14. That said, policy makers need to be
mindful of the extent to which the operation of the EU Emissions
Trading System in Phase III is likely to have an increasingly
negative impact on ultimate recovery levels throughout the UKCS.
This would be the direct consequence of the higher field level
operating costs associated with a progressive move towards increased
auctioning of allowances. It should be noted, in this context,
that these costs cannot be passed on to consumers due to the global
nature of the oil market. Oil and Gas UK has recently estimated
that if there were to be a requirement for the UK oil and gas
industry to buy all of its allowances at auction under ETS Phase
III (the ultimate EU ambition), it could result in the loss of
up to one billion barrels of UK oil and gas production.
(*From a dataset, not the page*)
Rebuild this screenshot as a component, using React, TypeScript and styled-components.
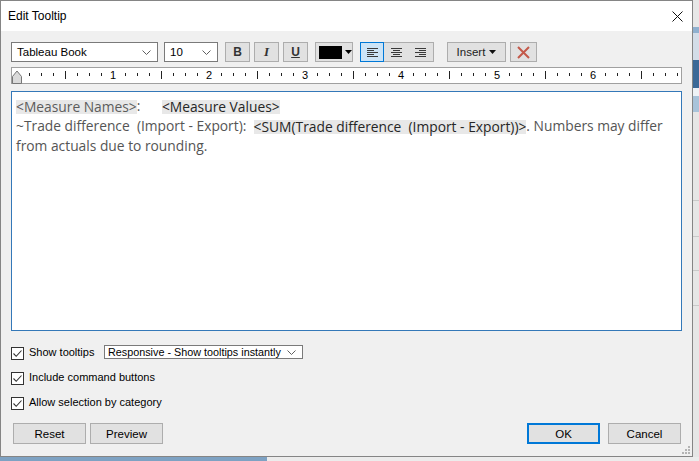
import React from 'react';
import styled, { createGlobalStyle, css } from 'styled-components';

const UI_FONT = '"Liberation Sans", Arial, sans-serif';
const TEXT_FONT = '"Open Sans", Lato, sans-serif';

const GlobalStyle = createGlobalStyle`
  html, body {
    margin: 0;
    padding: 0;
  }
  body {
    width: 699px;
    height: 461px;
    overflow: hidden;
    font-family: ${UI_FONT};
    background-color: #e4e4e4;
    background-image:
      linear-gradient(to right, #7ea2c3 0 267px, #ececec 267px 100%),
      linear-gradient(to bottom,
        #e7e7e7 0 27px, #8fb0cf 27px 33px, #d3dde8 33px 60px,
        #3c6997 60px 88px, #eef2f6 88px 96px, #a8c3da 96px 112px,
        #e6e6e6 112px 200px, #c9c9c9 200px 201px, #e6e6e6 201px 236px,
        #c9c9c9 236px 237px, #e6e6e6 237px 270px, #c9c9c9 270px 271px,
        #e6e6e6 271px 305px, #c9c9c9 305px 306px, #e6e6e6 306px 100%);
    background-size: 100% 4px, 100% 100%;
    background-position: left bottom, left top;
    background-repeat: no-repeat;
  }
`;

const Dialog = styled.div`
  position: relative;
  width: 693px;
  height: 457px;
  box-sizing: border-box;
  border: 1px solid #858585;
  background: #f0f0f0;
  display: flex;
  flex-direction: column;
  color: #000;
`;

const TitleBar = styled.div`
  height: 30px;
  background: #fff;
  display: flex;
  align-items: center;
  justify-content: space-between;
  padding-left: 7px;
`;

const Title = styled.span`
  font-size: 12px;
  color: #000;
`;

const CloseButton = styled.div`
  width: 11px;
  height: 11px;
  margin-right: 9px;
  display: flex;
`;

const Body = styled.div`
  flex: 1;
  display: flex;
  flex-direction: column;
  padding: 11px 10px 0 10px;
`;

const Toolbar = styled.div`
  display: flex;
  height: 20px;
  align-items: stretch;
`;

const Combo = styled.div<{ $width: number; $gap?: number; $small?: boolean }>`
  width: ${(p) => p.$width}px;
  margin-right: ${(p) => p.$gap ?? 0}px;
  box-sizing: border-box;
  border: 1px solid #7a7a7a;
  background: #fff;
  display: flex;
  align-items: center;
  justify-content: space-between;
  padding: 0 6px 0 ${(p) => (p.$small ? 3 : 5)}px;
  font-size: ${(p) => (p.$small ? 10.8 : 11.5)}px;
  white-space: nowrap;
  color: #000;
`;

const Chevron = () => (
  <svg width="9" height="5" viewBox="0 0 9 5">
    <path d="M0.5 0.5 L4.5 4.5 L8.5 0.5" fill="none" stroke="#606060" strokeWidth="1" />
  </svg>
);

const ToolButton = styled.div<{ $width: number; $gap?: number }>`
  width: ${(p) => p.$width}px;
  margin-right: ${(p) => p.$gap ?? 0}px;
  box-sizing: border-box;
  border: 1px solid #adadad;
  background: #e1e1e1;
  display: flex;
  align-items: center;
  justify-content: center;
  gap: 4px;
  font-size: 11.5px;
  color: #222;
`;

const ColorButton = styled(ToolButton)`
  justify-content: flex-start;
  gap: 3px;
  padding-left: 3px;
`;

const Letter = styled.span<{ $kind: 'b' | 'i' | 'u' }>`
  font-family: "Liberation Sans", Arial, sans-serif;
  font-weight: bold;
  font-size: 12px;
  color: #333;
  ${(p) => p.$kind === 'i' && css`font-style: italic; font-family: "Liberation Serif", serif; font-size: 13px;`}
  ${(p) => p.$kind === 'u' && css`text-decoration: underline;`}
`;

const Swatch = styled.span`
  width: 23px;
  height: 13px;
  background: #000;
`;

const AlignGroup = styled.div`
  width: 74px;
  margin-right: 13px;
  box-sizing: border-box;
  border: 1px solid #adadad;
  background: #e1e1e1;
  display: flex;
`;

const AlignButton = styled.div<{ $active?: boolean }>`
  flex: 1;
  display: flex;
  align-items: center;
  justify-content: center;
  ${(p) =>
    p.$active &&
    css`
      background: #cce4f7;
      outline: 1px solid #0078d7;
      outline-offset: -1px;
      margin: -1px 0 -1px -1px;
    `}
`;

const AlignIcon = ({ side }: { side: 'left' | 'center' | 'right' }) => {
  const rows = [11, 7, 11, 7, 11];
  return (
    <svg width="11" height="9" viewBox="0 0 11 9">
      {rows.map((len, i) => {
        const x = side === 'left' ? 0 : side === 'right' ? 11 - len : (11 - len) / 2;
        return <rect key={i} x={x} y={i * 2} width={len} height="1" fill="#3a3a3a" />;
      })}
    </svg>
  );
};

const DownTriangle = ({ color = '#000' }: { color?: string }) => (
  <svg width="7" height="4" viewBox="0 0 7 4">
    <path d="M0 0 H7 L3.5 4 Z" fill={color} />
  </svg>
);

const RulerSvg = styled.svg`
  display: block;
  margin-top: 5px;
  overflow: visible;
`;

const Ruler = () => {
  const ticks: React.ReactNode[] = [];
  for (let i = 1; i * 12 + 6 < 668; i++) {
    const x = 6 + i * 12;
    if (i % 8 === 0) {
      ticks.push(
        <text key={i} x={x} y={12} fontSize="11" textAnchor="middle" fill="#000" fontFamily={UI_FONT}>
          {i / 8}
        </text>
      );
    } else if (i % 4 === 0) {
      ticks.push(<rect key={i} x={x} y={4} width="1" height="8" fill="#222" />);
    } else {
      ticks.push(<rect key={i} x={x} y={6} width="1" height="3" fill="#222" />);
    }
  }
  return (
    <RulerSvg width="671" height="17" viewBox="0 0 671 17">
      <rect x="0.5" y="0.5" width="670" height="16" fill="#fff" stroke="#a0a0a0" />
      {ticks}
      <path d="M1.5 16.5 V9.5 L6 4 L10.5 9.5 V16.5 Z" fill="#dadada" stroke="#777" />
    </RulerSvg>
  );
};

const Editor = styled.div`
  margin-top: 7px;
  height: 240px;
  box-sizing: border-box;
  border: 1px solid #3478b8;
  background: #fff;
  padding: 3px 4px;
  font-family: ${TEXT_FONT};
  font-size: 13.8px;
  color: #555;
`;

const Line = styled.div<{ $height: number }>`
  height: ${(p) => p.$height}px;
  line-height: ${(p) => p.$height}px;
  white-space: pre;
`;

const Field = styled.span<{ $muted?: boolean }>`
  display: inline-block;
  line-height: 14px;
  background: #e8e8e8;
  color: ${(p) => (p.$muted ? '#5c5c5c' : '#262626')};
  vertical-align: middle;
`;

const Options = styled.div`
  margin-top: 11px;
  display: flex;
  flex-direction: column;
  gap: 5px;
`;

const OptionRow = styled.div`
  height: 20px;
  display: flex;
  align-items: center;
  font-size: 11px;
  color: #000;
`;

const CheckBox = styled.span`
  width: 13px;
  height: 13px;
  box-sizing: border-box;
  border: 1px solid #333;
  background: #fff;
  margin: 2px 5px 0 0;
  display: flex;
  align-items: center;
  justify-content: center;
`;

const Check = () => (
  <svg width="11" height="11" viewBox="0 0 11 11">
    <path d="M1.5 5.5 L4.2 8.3 L9.5 2.5" fill="none" stroke="#333" strokeWidth="1.1" />
  </svg>
);

const Label = styled.span<{ $width?: number }>`
  width: ${(p) => (p.$width ? `${p.$width}px` : 'auto')};
  white-space: nowrap;
`;

const Footer = styled.div`
  margin-top: 11px;
  display: flex;
  height: 21px;
  padding: 0 1px 0 2px;
`;

const Spacer = styled.div`
  flex: 1;
`;

const DialogButton = styled.div<{ $primary?: boolean; $gap?: number }>`
  width: 73px;
  margin-right: ${(p) => p.$gap ?? 0}px;
  box-sizing: border-box;
  border: ${(p) => (p.$primary ? '2px solid #0078d7' : '1px solid #adadad')};
  background: #e1e1e1;
  display: flex;
  align-items: center;
  justify-content: center;
  font-size: 11.5px;
  color: #000;
`;

const Grip = styled.svg`
  position: absolute;
  right: 2px;
  bottom: 2px;
`;

export default function App() {
  return (
    <>
      <GlobalStyle />
      <Dialog>
        <TitleBar>
          <Title>Edit Tooltip</Title>
          <CloseButton>
            <svg width="11" height="11" viewBox="0 0 11 11">
              <path d="M0.5 0.5 L10.5 10.5 M10.5 0.5 L0.5 10.5" stroke="#111" strokeWidth="1" />
            </svg>
          </CloseButton>
        </TitleBar>
        <Body>
          <Toolbar>
            <Combo $width={147} $gap={6}>
              <span>Tableau Book</span>
              <Chevron />
            </Combo>
            <Combo $width={54} $gap={7}>
              <span>10</span>
              <Chevron />
            </Combo>
            <ToolButton $width={25} $gap={4}>
              <Letter $kind="b">B</Letter>
            </ToolButton>
            <ToolButton $width={25} $gap={4}>
              <Letter $kind="i">I</Letter>
            </ToolButton>
            <ToolButton $width={25} $gap={7}>
              <Letter $kind="u">U</Letter>
            </ToolButton>
            <ColorButton $width={38} $gap={7}>
              <Swatch />
              <DownTriangle />
            </ColorButton>
            <AlignGroup>
              <AlignButton $active>
                <AlignIcon side="left" />
              </AlignButton>
              <AlignButton>
                <AlignIcon side="center" />
              </AlignButton>
              <AlignButton>
                <AlignIcon side="right" />
              </AlignButton>
            </AlignGroup>
            <ToolButton $width={59} $gap={4}>
              <span>Insert</span>
              <DownTriangle color="#111" />
            </ToolButton>
            <ToolButton $width={27}>
              <svg width="13" height="13" viewBox="0 0 13 13">
                <path d="M1 1 L12 12 M12 1 L1 12" stroke="#c4594a" strokeWidth="2" />
              </svg>
            </ToolButton>
          </Toolbar>

          <Ruler />

          <Editor>
            <Line $height={21}>
              <Field $muted>{'<Measure Names>'}</Field>
              {':      '}
              <Field>{'<Measure Values>'}</Field>
            </Line>
            <Line $height={20}>
              {'~Trade difference  (Import - Export):  '}
              <Field>{'<SUM(Trade difference  (Import - Export))>'}</Field>
              {'. Numbers may differ'}
            </Line>
            <Line $height={20}>from actuals due to rounding.</Line>
          </Editor>

          <Options>
            <OptionRow>
              <CheckBox>
                <Check />
              </CheckBox>
              <Label $width={75}>Show tooltips</Label>
              <Combo $width={199} $small>
                <span>Responsive - Show tooltips instantly</span>
                <Chevron />
              </Combo>
            </OptionRow>
            <OptionRow>
              <CheckBox>
                <Check />
              </CheckBox>
              <Label>Include command buttons</Label>
            </OptionRow>
            <OptionRow>
              <CheckBox>
                <Check />
              </CheckBox>
              <Label>Allow selection by category</Label>
            </OptionRow>
          </Options>

          <Footer>
            <DialogButton $gap={4}>Reset</DialogButton>
            <DialogButton>Preview</DialogButton>
            <Spacer />
            <DialogButton $primary $gap={8}>OK</DialogButton>
            <DialogButton>Cancel</DialogButton>
          </Footer>
        </Body>
        <Grip width="9" height="9" viewBox="0 0 9 9">
          {[
            [7, 1],
            [4, 4],
            [7, 4],
            [1, 7],
            [4, 7],
            [7, 7],
          ].map(([x, y], i) => (
            <rect key={i} x={x} y={y} width="2" height="2" fill="#b4b4b4" />
          ))}
        </Grip>
      </Dialog>
    </>
  );
}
15. For some installations, the reality
of 100% auctioning is imminent. As a consequence of the requirement
that all emissions associated with electricity generation are
to be denied any free allowances in phase III of the EU ETS, it
is estimated that a number of BP's installations will be obliged
to purchase in excess of 90% of their required allowances from
the very start of Phase III in 2013.
16. The unfortunate reality is that this
significant loss to the UK economy (and in terms of Security of
Supply) would provide no global environmental benefit as the shut
in production would merely be replaced by other production from
elsewhere in the world, quite possibly with a greater CO2 footprint.
CONCLUSIONS
17. We have concentrated on those questions
raised by the Committee which we feel are of special importance
to BP and where we have something distinctive to contribute. This
is not to minimize the importance of the other areas; but in terms
of current realities, we concentrate on those areas which have
maximum importance and where we believe the Government has the
greatest discretion to bring about improvements.